* Task to complete *
Across the material below, how many lines contain the word "TypeScript"? Give only the number.

(Entries with page source code)
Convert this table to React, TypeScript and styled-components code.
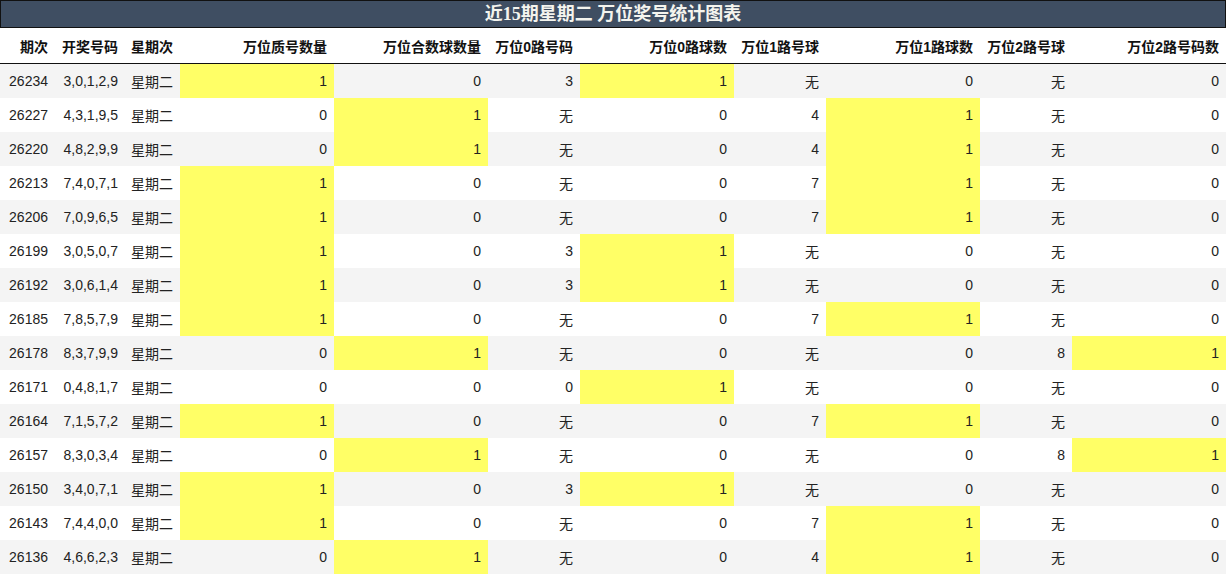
import styled, { createGlobalStyle } from "styled-components";

const GlobalStyle = createGlobalStyle`
  html, body {
    margin: 0;
    padding: 0;
    background: #ffffff;
  }
  body {
    font-family: "Liberation Sans", "Noto Sans CJK SC", sans-serif;
    color: #222222;
  }
`;

const Wrapper = styled.div`
  width: 1226px;
`;

const Title = styled.div`
  height: 26px;
  border: 1px solid #111111;
  background: #3f4e62;
  color: #f4f4ee;
  font-family: "Liberation Serif", "Noto Sans CJK SC", serif;
  font-size: 18px;
  font-weight: bold;
  line-height: 27px;
  text-align: center;
`;

const Table = styled.table`
  width: 1226px;
  border-collapse: collapse;
  table-layout: fixed;
  font-size: 14px;
`;

const HeadCell = styled.th`
  height: 35px;
  padding: 0 7px 0 0;
  text-align: right;
  font-weight: bold;
  color: #111111;
  border-bottom: 1px solid #111111;
  white-space: nowrap;
`;

const Row = styled.tr<{ $odd: boolean }>`
  background: ${(p) => (p.$odd ? "#f4f4f4" : "#ffffff")};
`;

const Cell = styled.td<{ $hit?: boolean }>`
  height: 34px;
  padding: 0 7px 0 0;
  text-align: right;
  white-space: nowrap;
  background: ${(p) => (p.$hit ? "#ffff66" : "transparent")};
`;

const columns = [
  { label: "期次", width: 55 },
  { label: "开奖号码", width: 70 },
  { label: "星期次", width: 55 },
  { label: "万位质号数量", width: 154 },
  { label: "万位合数球数量", width: 154 },
  { label: "万位0路号码", width: 92 },
  { label: "万位0路球数", width: 154 },
  { label: "万位1路号球", width: 92 },
  { label: "万位1路球数", width: 154 },
  { label: "万位2路号球", width: 92 },
  { label: "万位2路号码数", width: 154 },
];

// issue, draw, then: prime, composite, r0 num, r0 count, r1 num, r1 count, r2 num, r2 count
const rows: [string, string, (string | number)[]][] = [
  ["26234", "3,0,1,2,9", [1, 0, "3", 1, "无", 0, "无", 0]],
  ["26227", "4,3,1,9,5", [0, 1, "无", 0, "4", 1, "无", 0]],
  ["26220", "4,8,2,9,9", [0, 1, "无", 0, "4", 1, "无", 0]],
  ["26213", "7,4,0,7,1", [1, 0, "无", 0, "7", 1, "无", 0]],
  ["26206", "7,0,9,6,5", [1, 0, "无", 0, "7", 1, "无", 0]],
  ["26199", "3,0,5,0,7", [1, 0, "3", 1, "无", 0, "无", 0]],
  ["26192", "3,0,6,1,4", [1, 0, "3", 1, "无", 0, "无", 0]],
  ["26185", "7,8,5,7,9", [1, 0, "无", 0, "7", 1, "无", 0]],
  ["26178", "8,3,7,9,9", [0, 1, "无", 0, "无", 0, "8", 1]],
  ["26171", "0,4,8,1,7", [0, 0, "0", 1, "无", 0, "无", 0]],
  ["26164", "7,1,5,7,2", [1, 0, "无", 0, "7", 1, "无", 0]],
  ["26157", "8,3,0,3,4", [0, 1, "无", 0, "无", 0, "8", 1]],
  ["26150", "3,4,0,7,1", [1, 0, "3", 1, "无", 0, "无", 0]],
  ["26143", "7,4,4,0,0", [1, 0, "无", 0, "7", 1, "无", 0]],
  ["26136", "4,6,6,2,3", [0, 1, "无", 0, "4", 1, "无", 0]],
];

export default function App() {
  return (
    <Wrapper>
      <GlobalStyle />
      <Title>近15期星期二 万位奖号统计图表</Title>
      <Table>
        <colgroup>
          {columns.map((c) => (
            <col key={c.label} style={{ width: c.width }} />
          ))}
        </colgroup>
        <thead>
          <tr>
            {columns.map((c) => (
              <HeadCell key={c.label}>{c.label}</HeadCell>
            ))}
          </tr>
        </thead>
        <tbody>
          {rows.map(([issue, draw, stats], i) => (
            <Row key={issue} $odd={i % 2 === 0}>
              <Cell>{issue}</Cell>
              <Cell>{draw}</Cell>
              <Cell>星期二</Cell>
              {stats.map((v, j) => (
                <Cell key={j} $hit={typeof v === "number" && v === 1}>
                  {v}
                </Cell>
              ))}
            </Row>
          ))}
        </tbody>
      </Table>
    </Wrapper>
  );
}
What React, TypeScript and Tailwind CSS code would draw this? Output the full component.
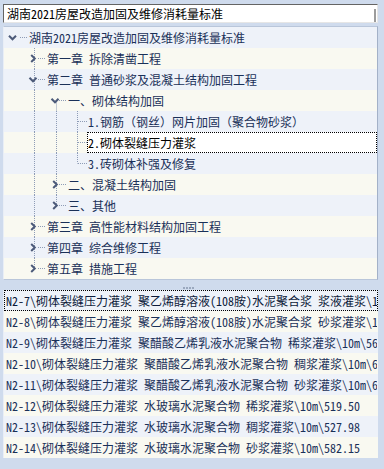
import React from "react";

type Guide = { x: number; kind: "full" | "top" | "bottom" };
type TreeRow = {
  text: string;
  textX: number;
  toggle?: { dir: "down" | "right"; cx: number };
  hline: [number, number];
  guides: Guide[];
  selected?: boolean;
  leaf?: boolean;
};

const ROW_H = 21;
const OFF = 4;

const rows: TreeRow[] = [
  { text: "湖南2021房屋改造加固及维修消耗量标准", textX: 29, toggle: { dir: "down", cx: 12.5 }, hline: [20, 28], guides: [] },
  { text: "第一章 拆除清凿工程", textX: 47, toggle: { dir: "right", cx: 33 }, hline: [38, 46], guides: [{ x: 34, kind: "full" }] },
  { text: "第二章 普通砂浆及混凝土结构加固工程", textX: 47, toggle: { dir: "down", cx: 33 }, hline: [38, 46], guides: [{ x: 34, kind: "full" }] },
  { text: "一、砌体结构加固", textX: 68, toggle: { dir: "down", cx: 55 }, hline: [59, 67], guides: [{ x: 34, kind: "full" }, { x: 56, kind: "bottom" }] },
  { text: "1.钢筋（钢丝）网片加固（聚合物砂浆）", textX: 87, leaf: true, hline: [78, 87], guides: [{ x: 34, kind: "full" }, { x: 56, kind: "full" }, { x: 77, kind: "full" }] },
  { text: "2.砌体裂缝压力灌浆", textX: 87, leaf: true, selected: true, hline: [78, 87], guides: [{ x: 34, kind: "full" }, { x: 56, kind: "full" }, { x: 77, kind: "full" }] },
  { text: "3.砖砌体补强及修复", textX: 87, leaf: true, hline: [78, 87], guides: [{ x: 34, kind: "full" }, { x: 56, kind: "full" }, { x: 77, kind: "top" }] },
  { text: "二、混凝土结构加固", textX: 68, toggle: { dir: "right", cx: 55 }, hline: [59, 67], guides: [{ x: 34, kind: "full" }, { x: 56, kind: "full" }] },
  { text: "三、其他", textX: 68, toggle: { dir: "right", cx: 55 }, hline: [59, 67], guides: [{ x: 34, kind: "full" }, { x: 56, kind: "top" }] },
  { text: "第三章 高性能材料结构加固工程", textX: 47, toggle: { dir: "right", cx: 33 }, hline: [38, 46], guides: [{ x: 34, kind: "full" }] },
  { text: "第四章 综合维修工程", textX: 47, toggle: { dir: "right", cx: 33 }, hline: [38, 46], guides: [{ x: 34, kind: "full" }] },
  { text: "第五章 措施工程", textX: 47, toggle: { dir: "right", cx: 33 }, hline: [38, 46], guides: [{ x: 34, kind: "top" }] },
];

const listRows = [
  "N2-7\\砌体裂缝压力灌浆 聚乙烯醇溶液(108胺)水泥聚合浆 浆液灌浆\\10m\\612.40",
  "N2-8\\砌体裂缝压力灌浆 聚乙烯醇溶液(108胺)水泥聚合浆 砂浆灌浆\\10m\\655.72",
  "N2-9\\砌体裂缝压力灌浆 聚醋酸乙烯乳液水泥聚合物 稀浆灌浆\\10m\\563.18",
  "N2-10\\砌体裂缝压力灌浆 聚醋酸乙烯乳液水泥聚合物 稠浆灌浆\\10m\\604.26",
  "N2-11\\砌体裂缝压力灌浆 聚醋酸乙烯乳液水泥聚合物 砂浆灌浆\\10m\\648.93",
  "N2-12\\砌体裂缝压力灌浆 水玻璃水泥聚合物 稀浆灌浆\\10m\\519.50",
  "N2-13\\砌体裂缝压力灌浆 水玻璃水泥聚合物 稠浆灌浆\\10m\\527.98",
  "N2-14\\砌体裂缝压力灌浆 水玻璃水泥聚合物 砂浆灌浆\\10m\\582.15",
];

const DOT = "#8e9cb6";
const CHEV = "#4c5a79";

function RowGraphic({ row, width }: { row: TreeRow; width: number }) {
  const cy = 10.5;
  return (
    <svg width={width} height={ROW_H} className="shrink-0 block">
      {row.guides.map((g, i) => {
        const x = g.x - OFF + 0.5;
        const y1 = g.kind === "bottom" ? cy : 0;
        const y2 = g.kind === "top" ? cy : ROW_H;
        return <line key={i} x1={x} x2={x} y1={y1} y2={y2} stroke={DOT} strokeWidth={1} strokeDasharray="1 1" />;
      })}
      <line x1={row.hline[0] - OFF} x2={row.hline[1] - OFF} y1={cy} y2={cy} stroke={DOT} strokeWidth={1} strokeDasharray="1 1" />
      {row.toggle && row.toggle.dir === "down" && (
        <g transform={`translate(${row.toggle.cx - OFF}, ${cy})`}>
          <polyline points="-3.5,-1.8 0,1.8 3.5,-1.8" fill="none" stroke={CHEV} strokeWidth={2} />
        </g>
      )}
      {row.toggle && row.toggle.dir === "right" && (
        <g transform={`translate(${row.toggle.cx - OFF}, ${cy})`}>
          <polyline points="-1.8,-3.5 1.8,0 -1.8,3.5" fill="none" stroke={CHEV} strokeWidth={2} />
        </g>
      )}
    </svg>
  );
}

export default function App() {
  return (
    <div className="w-[384px] h-[469px] bg-[#cfdbed] flex flex-col overflow-hidden [font-family:'Noto_Sans_Mono_CJK_SC','Noto_Sans_CJK_SC','Liberation_Mono',monospace] text-[12px] leading-none">
      {/* top input */}
      <div className="pt-[4px] pl-[3px]">
        <div className="w-[375px] h-[19px] bg-white border-t border-l border-t-[#646464] border-l-[#646464] border-b border-r border-b-[#e6e6e6] border-r-[#e6e6e6] flex items-center">
          <span className="pl-[3px] text-black flex-1 whitespace-nowrap leading-[16px]">湖南2021房屋改造加固及维修消耗量标准</span>
          <div className="w-[2px] h-[13px] self-end bg-[#9c9c9c] mr-[1px]" />
        </div>
      </div>

      {/* tree panel */}
      <div className="mt-[3px] ml-[3px] w-[375px] h-[254px] border border-l-[#e9eef6] border-t-[#b9c6da] border-b-[#b9c6da] border-r-[#a3b1c8] overflow-hidden">
        {rows.map((row, i) => {
          const bg = i % 2 === 0 ? "bg-[#eef2f9]" : "bg-[#f9f9f1]";
          const gw = row.textX - OFF;
          return (
            <div key={i} className={`flex items-center h-[21px] ${bg} text-[#1a3058] whitespace-nowrap`}>
              <RowGraphic row={row} width={gw} />
              {row.selected ? (
                <div className="flex-1 h-[21px] flex items-center bg-white border border-dotted border-black text-black">
                  <span>{row.text}</span>
                </div>
              ) : (
                <div className={`flex-1 h-[21px] flex items-center ${row.leaf ? "border border-transparent" : ""}`}>
                  <span>{row.text}</span>
                </div>
              )}
            </div>
          );
        })}
      </div>

      {/* splitter */}
      <div className="h-[10px] flex items-end justify-center pb-[1px]">
        <div className="flex gap-[1px] mr-[8px]">
          <div className="w-[2px] h-[2px] bg-[#9aa8be]" />
          <div className="w-[2px] h-[2px] bg-[#9aa8be]" />
          <div className="w-[2px] h-[2px] bg-[#9aa8be]" />
          <div className="w-[2px] h-[2px] bg-[#9aa8be]" />
        </div>
      </div>

      {/* list */}
      <div className="ml-[3px] w-[375px] flex flex-col border-l border-l-[#e9eef6]">
        {listRows.map((t, i) => {
          const bg = i % 2 === 0 ? "bg-[#eef2f9]" : "bg-[#f9f9f1]";
          return (
            <div
              key={i}
              className={`h-[21px] flex items-center overflow-hidden whitespace-nowrap ${bg} ${
                i === 0 ? "border border-dotted border-black text-[#0c1a3a]" : "border border-transparent text-[#1a3058]"
              }`}
            >
              <span className="pl-[1px]">{t}</span>
            </div>
          );
        })}
      </div>
    </div>
  );
}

* Exercise solution *
2